Taylor’s stunt did not happen in a vacuum. During the late 19th century, Niagara Falls was the ultimate stage for the “Victorian Daredevil.” Before Annie, men like Sam Patch (“The Yankee Leaper”) had survived jumps from high platforms into the river, and the Great Blondin had famously crossed the gorge on a tightrope while carrying a man on his back. However, the idea of going over the actual drop in a vessel was considered the “Holy Grail” of stupidity. Previous daredevils like Carlisle Graham had only braved the Whirlpool Rapids downstream, never the falls themselves. Taylor’s success shattered many of the gendered expectations of the era and proved that surviving the physics of the falls was, under extremely specific circumstances, possible.


The Bitter Aftermath

Annie Taylor’s hope for a financial windfall proved to be her second great tragedy.
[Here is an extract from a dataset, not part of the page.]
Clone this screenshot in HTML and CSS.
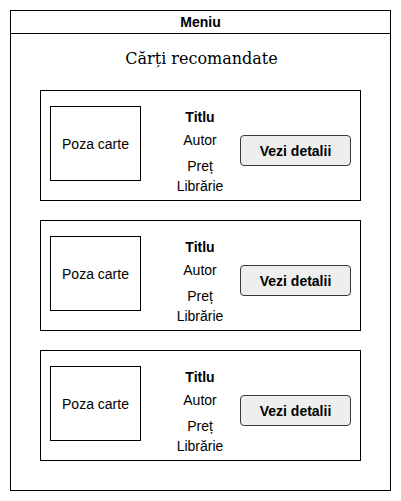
FILE: index.html
```html
<!DOCTYPE html>
<html lang="ro">
<head>
    <meta charset="UTF-8">
    <meta name="viewport" content="width=device-width, initial-scale=1.0">
    <title>Cărți recomandate</title>
    <link rel="stylesheet" href="styles.css">
</head>
<body>
    <div class="frame">
        <div class="menu">Meniu</div>
        <h1 class="heading">Cărți recomandate</h1>

        <div class="book-list">
            <div class="book-card">
                <div class="cover">Poza carte</div>
                <div class="info">
                    <div class="title">Titlu</div>
                    <div class="author">Autor</div>
                    <div class="price">Preț</div>
                    <div class="store">Librărie</div>
                </div>
                <button class="details">Vezi detalii</button>
            </div>
            <div class="book-card">
                <div class="cover">Poza carte</div>
                <div class="info">
                    <div class="title">Titlu</div>
                    <div class="author">Autor</div>
                    <div class="price">Preț</div>
                    <div class="store">Librărie</div>
                </div>
                <button class="details">Vezi detalii</button>
            </div>
            <div class="book-card">
                <div class="cover">Poza carte</div>
                <div class="info">
                    <div class="title">Titlu</div>
                    <div class="author">Autor</div>
                    <div class="price">Preț</div>
                    <div class="store">Librărie</div>
                </div>
                <button class="details">Vezi detalii</button>
            </div>
        </div>
    </div>
</body>
</html>
```

FILE: styles.css
```css
*{
    box-sizing: border-box;
    font-family: 'Liberation Sans', Arial, sans-serif;
}
body{
    margin: 0;
    padding: 0;
    background: #fff;
    color: #000;
}

.frame{
    margin: 10px;
    width: 381px;
    height: 481px;
    border: 1px solid #000;
}

.menu{
    height: 23px;
    border-bottom: 1px solid #000;
    font-size: 14px;
    font-weight: bold;
    line-height: 22px;
    text-align: center;
}

.heading{
    margin: 0;
    height: 56px;
    padding-left: 2px;
    font-family: 'DejaVu Serif', serif;
    font-weight: normal;
    font-size: 16px;
    line-height: 49px;
    text-align: center;
}

.book-list{
    display: flex;
    flex-direction: column;
    gap: 19px;
    padding-left: 29px;
}

.book-card{
    display: flex;
    align-items: flex-start;
    width: 321px;
    height: 111px;
    border: 1px solid #000;
    padding-left: 9px;
}

.cover{
    display: flex;
    align-items: center;
    justify-content: center;
    width: 91px;
    height: 75px;
    margin-top: 15px;
    border: 1px solid #000;
    font-size: 14px;
}

.info{
    width: 80px;
    margin-left: 19px;
    margin-top: 18px;
    font-size: 14px;
    line-height: 16px;
    text-align: center;
}
.title{
    font-weight: bold;
}
.author{
    margin-top: 7px;
}
.price{
    margin-top: 10px;
}
.store{
    margin-top: 4px;
}

.details{
    width: 111px;
    height: 31px;
    margin-top: 44px;
    border: 1px solid #36393d;
    border-radius: 4px;
    background-color: #eeeeee;
    font-size: 14px;
    font-weight: bold;
    color: #000;
    padding: 0;
}
```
Her manager, Frank M. “Tussy” Russell, made off with her famous barrel shortly after the stunt, effectively stealing her primary source of income. Taylor spent much of her remaining years and what little money she had hiring private detectives to track down the wayward oak cylinder. She eventually took to selling postcards and posing for photos with a replica barrel in a small souvenir stand near the falls.

She died penniless on April 29, 1921, at the Niagara County Infirmary. Ironically, she was buried in the “Stunter’s Rest” section of Oakwood Cemetery in Niagara Falls, resting near many of the very men whose records she had surpassed.


Modern Legacy

Today, going over Niagara Falls is strictly illegal, carrying fines of up to $10,000 and the very high probability of a gruesome death. Since Taylor’s historic plunge, only a small number of people have intentionally attempted the feat, several of whom did not survive. Annie Edson Taylor remains the first, the oldest, and arguably the most desperate of them all—a woman who traded her life for a chance at a pension, only to discover that fame is a much colder comfort than she had imagined.